Now my question. Spend money on testing more juices on my current setup or spend money on a new device. Mech, Mod, Dripper or something else? I would love to start building my own coils, but I can do that on the MPT3 anyway. Is a dripper's quality of vape really that different? Is a mech really going to give me such a different experience to what I currently have? There are a lot of people on the forum with lots of experience and it is almost as if I want to ask you: "If you had to start over, what would you have done differently?" I can see how this hobby can easily become a bottomless pit and I really don't want to waste money on something if it is not really going to give me something better than I already have.

Yes, ultimately I also want a Reo, but I am not there yet. I have no problem continuing with my current setup and maye just adding another MPT3 or battery, but I am scared that I am missing out on something great and don't even know it.

Reactions: Like 1


----------



## Riaz (23/6/14)

hi @Mufasa 

id suggest you try someones mech first with a dripper/rba and then decide for yourself

i recall @Rob Fisher swearing by the nautilus and that nothing in the world could come close to it, until he got his first RBA 

so yes, the setup you have is good, and if works why change it?

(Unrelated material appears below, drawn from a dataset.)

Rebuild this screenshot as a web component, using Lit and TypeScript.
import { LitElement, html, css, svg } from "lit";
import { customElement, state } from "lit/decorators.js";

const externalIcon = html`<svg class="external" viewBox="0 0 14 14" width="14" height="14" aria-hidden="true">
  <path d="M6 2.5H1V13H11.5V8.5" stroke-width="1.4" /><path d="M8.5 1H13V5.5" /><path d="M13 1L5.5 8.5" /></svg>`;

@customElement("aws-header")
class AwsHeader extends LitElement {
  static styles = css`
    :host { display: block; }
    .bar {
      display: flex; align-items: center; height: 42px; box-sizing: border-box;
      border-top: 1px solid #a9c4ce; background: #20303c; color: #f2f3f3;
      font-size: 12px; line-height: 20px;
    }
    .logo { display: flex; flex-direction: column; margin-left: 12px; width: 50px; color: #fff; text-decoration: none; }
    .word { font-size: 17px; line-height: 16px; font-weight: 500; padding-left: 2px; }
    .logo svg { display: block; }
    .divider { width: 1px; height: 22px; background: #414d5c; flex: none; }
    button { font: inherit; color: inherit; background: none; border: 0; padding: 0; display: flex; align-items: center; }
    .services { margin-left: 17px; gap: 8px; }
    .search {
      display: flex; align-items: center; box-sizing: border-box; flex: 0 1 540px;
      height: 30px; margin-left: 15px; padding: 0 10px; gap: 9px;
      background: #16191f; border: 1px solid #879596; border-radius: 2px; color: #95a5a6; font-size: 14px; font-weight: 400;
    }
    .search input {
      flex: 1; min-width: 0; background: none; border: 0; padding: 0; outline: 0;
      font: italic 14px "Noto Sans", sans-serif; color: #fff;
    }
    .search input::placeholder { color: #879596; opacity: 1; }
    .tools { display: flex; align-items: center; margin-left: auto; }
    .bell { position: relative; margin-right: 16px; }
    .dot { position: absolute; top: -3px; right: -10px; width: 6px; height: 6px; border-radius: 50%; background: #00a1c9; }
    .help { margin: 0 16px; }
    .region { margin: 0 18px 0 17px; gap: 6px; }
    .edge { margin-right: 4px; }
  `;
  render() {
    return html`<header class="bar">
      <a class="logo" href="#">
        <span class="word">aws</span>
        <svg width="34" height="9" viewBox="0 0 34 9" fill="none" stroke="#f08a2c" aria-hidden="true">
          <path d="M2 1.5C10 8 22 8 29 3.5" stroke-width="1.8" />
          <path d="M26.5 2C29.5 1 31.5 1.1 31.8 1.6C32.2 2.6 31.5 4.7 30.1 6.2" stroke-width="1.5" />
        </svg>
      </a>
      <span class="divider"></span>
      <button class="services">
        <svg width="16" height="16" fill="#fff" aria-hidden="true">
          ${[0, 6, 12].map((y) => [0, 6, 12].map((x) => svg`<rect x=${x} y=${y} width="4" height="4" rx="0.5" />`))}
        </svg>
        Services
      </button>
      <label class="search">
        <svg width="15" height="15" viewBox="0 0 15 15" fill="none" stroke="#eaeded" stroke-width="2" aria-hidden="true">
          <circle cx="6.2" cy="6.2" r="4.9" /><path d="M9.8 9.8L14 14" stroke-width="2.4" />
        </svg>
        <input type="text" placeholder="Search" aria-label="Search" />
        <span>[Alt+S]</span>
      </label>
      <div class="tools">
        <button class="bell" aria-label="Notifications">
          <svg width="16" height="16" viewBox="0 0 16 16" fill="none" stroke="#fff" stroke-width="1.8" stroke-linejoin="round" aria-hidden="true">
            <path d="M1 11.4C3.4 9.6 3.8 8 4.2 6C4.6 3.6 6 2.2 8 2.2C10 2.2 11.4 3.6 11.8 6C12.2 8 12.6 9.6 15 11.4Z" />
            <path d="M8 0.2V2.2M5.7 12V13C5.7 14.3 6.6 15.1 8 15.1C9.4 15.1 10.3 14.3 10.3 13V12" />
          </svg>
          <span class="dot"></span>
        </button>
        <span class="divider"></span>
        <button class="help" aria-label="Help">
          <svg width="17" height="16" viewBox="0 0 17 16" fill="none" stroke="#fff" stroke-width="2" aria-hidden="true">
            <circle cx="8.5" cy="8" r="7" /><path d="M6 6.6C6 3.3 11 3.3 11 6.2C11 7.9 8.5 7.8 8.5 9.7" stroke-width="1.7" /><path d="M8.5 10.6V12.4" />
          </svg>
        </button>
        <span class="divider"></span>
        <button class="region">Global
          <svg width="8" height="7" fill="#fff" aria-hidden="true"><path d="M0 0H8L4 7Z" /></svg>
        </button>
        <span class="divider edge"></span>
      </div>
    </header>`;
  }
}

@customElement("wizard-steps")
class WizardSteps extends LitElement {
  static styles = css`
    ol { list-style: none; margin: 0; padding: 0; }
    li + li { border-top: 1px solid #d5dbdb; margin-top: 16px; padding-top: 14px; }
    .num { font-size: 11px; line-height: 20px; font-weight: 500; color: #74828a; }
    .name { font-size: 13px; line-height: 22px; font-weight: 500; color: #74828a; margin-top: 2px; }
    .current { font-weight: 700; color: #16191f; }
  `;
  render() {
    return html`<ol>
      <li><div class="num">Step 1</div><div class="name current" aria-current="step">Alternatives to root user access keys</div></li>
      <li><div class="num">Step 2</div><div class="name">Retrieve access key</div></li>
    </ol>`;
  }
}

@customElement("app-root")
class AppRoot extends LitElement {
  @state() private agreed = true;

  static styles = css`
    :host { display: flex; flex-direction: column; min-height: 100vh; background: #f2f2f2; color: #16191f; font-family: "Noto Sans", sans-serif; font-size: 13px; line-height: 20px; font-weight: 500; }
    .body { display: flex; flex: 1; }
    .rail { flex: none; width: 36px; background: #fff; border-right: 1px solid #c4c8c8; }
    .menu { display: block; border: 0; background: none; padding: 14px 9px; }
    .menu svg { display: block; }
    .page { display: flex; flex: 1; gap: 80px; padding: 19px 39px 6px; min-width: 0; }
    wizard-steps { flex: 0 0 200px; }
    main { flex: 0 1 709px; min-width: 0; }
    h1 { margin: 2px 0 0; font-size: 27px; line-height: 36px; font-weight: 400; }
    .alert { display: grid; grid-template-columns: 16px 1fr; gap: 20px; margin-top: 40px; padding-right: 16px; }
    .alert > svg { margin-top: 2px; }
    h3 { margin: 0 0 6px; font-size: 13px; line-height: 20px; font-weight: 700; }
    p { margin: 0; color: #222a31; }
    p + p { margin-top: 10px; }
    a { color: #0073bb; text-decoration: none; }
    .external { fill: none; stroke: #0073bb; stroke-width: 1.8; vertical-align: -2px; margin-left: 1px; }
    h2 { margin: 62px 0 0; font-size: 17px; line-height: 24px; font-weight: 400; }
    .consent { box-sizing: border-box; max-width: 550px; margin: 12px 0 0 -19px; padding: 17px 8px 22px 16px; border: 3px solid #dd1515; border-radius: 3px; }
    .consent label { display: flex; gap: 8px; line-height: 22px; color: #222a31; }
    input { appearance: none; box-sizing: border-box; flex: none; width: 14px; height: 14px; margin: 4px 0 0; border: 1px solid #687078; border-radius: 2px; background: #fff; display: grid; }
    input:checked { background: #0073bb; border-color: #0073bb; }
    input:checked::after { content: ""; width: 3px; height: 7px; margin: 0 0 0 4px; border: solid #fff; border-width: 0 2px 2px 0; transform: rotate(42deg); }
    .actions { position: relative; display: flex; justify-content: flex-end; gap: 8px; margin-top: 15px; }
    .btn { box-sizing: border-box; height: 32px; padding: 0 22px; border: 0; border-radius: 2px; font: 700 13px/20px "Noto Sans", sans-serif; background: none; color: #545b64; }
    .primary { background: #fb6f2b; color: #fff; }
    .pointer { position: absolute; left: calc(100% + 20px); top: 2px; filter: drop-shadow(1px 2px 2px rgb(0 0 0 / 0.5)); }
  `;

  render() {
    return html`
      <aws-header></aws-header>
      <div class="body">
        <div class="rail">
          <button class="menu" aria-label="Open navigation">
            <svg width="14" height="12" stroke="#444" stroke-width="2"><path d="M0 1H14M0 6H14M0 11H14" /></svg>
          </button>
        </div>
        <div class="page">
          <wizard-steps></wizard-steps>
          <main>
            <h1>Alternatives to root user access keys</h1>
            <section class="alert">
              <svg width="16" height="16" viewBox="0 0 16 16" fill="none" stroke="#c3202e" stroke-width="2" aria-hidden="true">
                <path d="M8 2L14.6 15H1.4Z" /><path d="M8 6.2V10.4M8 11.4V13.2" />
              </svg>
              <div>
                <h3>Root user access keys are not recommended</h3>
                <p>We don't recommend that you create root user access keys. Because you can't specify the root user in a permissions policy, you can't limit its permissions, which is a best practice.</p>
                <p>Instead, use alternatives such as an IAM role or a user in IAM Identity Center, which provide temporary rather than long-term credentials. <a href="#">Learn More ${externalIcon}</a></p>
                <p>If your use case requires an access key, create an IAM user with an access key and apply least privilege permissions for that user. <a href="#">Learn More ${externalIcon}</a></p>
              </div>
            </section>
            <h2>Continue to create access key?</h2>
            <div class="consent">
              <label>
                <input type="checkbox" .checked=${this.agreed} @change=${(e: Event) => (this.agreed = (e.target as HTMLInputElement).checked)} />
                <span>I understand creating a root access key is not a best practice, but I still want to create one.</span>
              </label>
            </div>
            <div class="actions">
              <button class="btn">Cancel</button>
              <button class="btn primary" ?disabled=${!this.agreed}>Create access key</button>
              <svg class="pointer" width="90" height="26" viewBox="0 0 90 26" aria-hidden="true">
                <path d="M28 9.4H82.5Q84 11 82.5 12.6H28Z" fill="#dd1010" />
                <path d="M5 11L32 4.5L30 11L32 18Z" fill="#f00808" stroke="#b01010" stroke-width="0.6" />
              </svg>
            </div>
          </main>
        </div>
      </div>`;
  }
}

but then the question comes in, how much better can it get, and my answer is, VERY

Reactions: Like 2


----------



## Silver (23/6/14)

Hi @Mufasa 

You ask a very good question indeed. 

The MVP/mPT3 is a great combination. If its working for you then there is no need for a next step. If it gives you enough flavour and throat hit then why do you need anything else?

When i was on the MVP/mPT2 I wanted more throat hit. So I started recoiling my mPT2 tanks with cotton wicks. It gave me a bit more flavour and a bit more throat hit and allround better performance. But I still wanted more throat hit. 

Then I got the humble simple IGO-L dripper and was astounded at the difference in flavour and throat hit with the same juice. That was what I liked for throat hit. Easily 2 or 3 times more throat hit than my recoiled mPT2 tanks. 

Only problem with dripping is its not a convenient solution, so thats why I went for the REO. It gives me that same dripping flavour and throat hit but has the convenience of a tank. 

Perhaps you should try arrange to have a vape on someones well set up dripper or REO to experience what its like. If you like it, thrn I would say go REO - for the convenience. If not, stay on what you are on. 

Just to add, my mom cant stand my dripper or REO. She says its way too harsh for her. She is happy on her mPT2 tanks and Spinner batts 

Hope this helps you a bit

Reactions: Like 2


----------



## Rob Fisher (23/6/14)

Mufasa said:


> Yes, ultimately I also want a Reo, but I am not there yet. I have no problem continuing with my current setup and maye just adding another MPT3 or battery, but I am scared that I am missing out on something great and don't even know it.


 
You are missing out… you should go direct to a REO and bypass the other in-between steps if you want to save money… but if you don’t then you need to go the 18650 route and get a Nautilus Tank and a Kayfun Lite or Russian to start playing with coils and wicks and stuff!

I would also suggest getting an iGo-L Dripper.

Recommendation for an 18650 device would be the SID for a cost effect choice or a Sigelei 20W if money isn’t an issue.

Same story with the Kayfun or Russian… clone or original… every single clone without exception and I have tried 5 different ones (both Russians and Kayfuns) have varied from really kak to pretty good but they have all leaked. Only my Russian 91% Original works perfectly.

Reactions: Like 2


----------



## johan (23/6/14)

From an economics point of view @Mufasa, skip the "snake and ladders" of all the mechs, mods, rda's and rba's and go straight for a Reo, but thats just my opinion.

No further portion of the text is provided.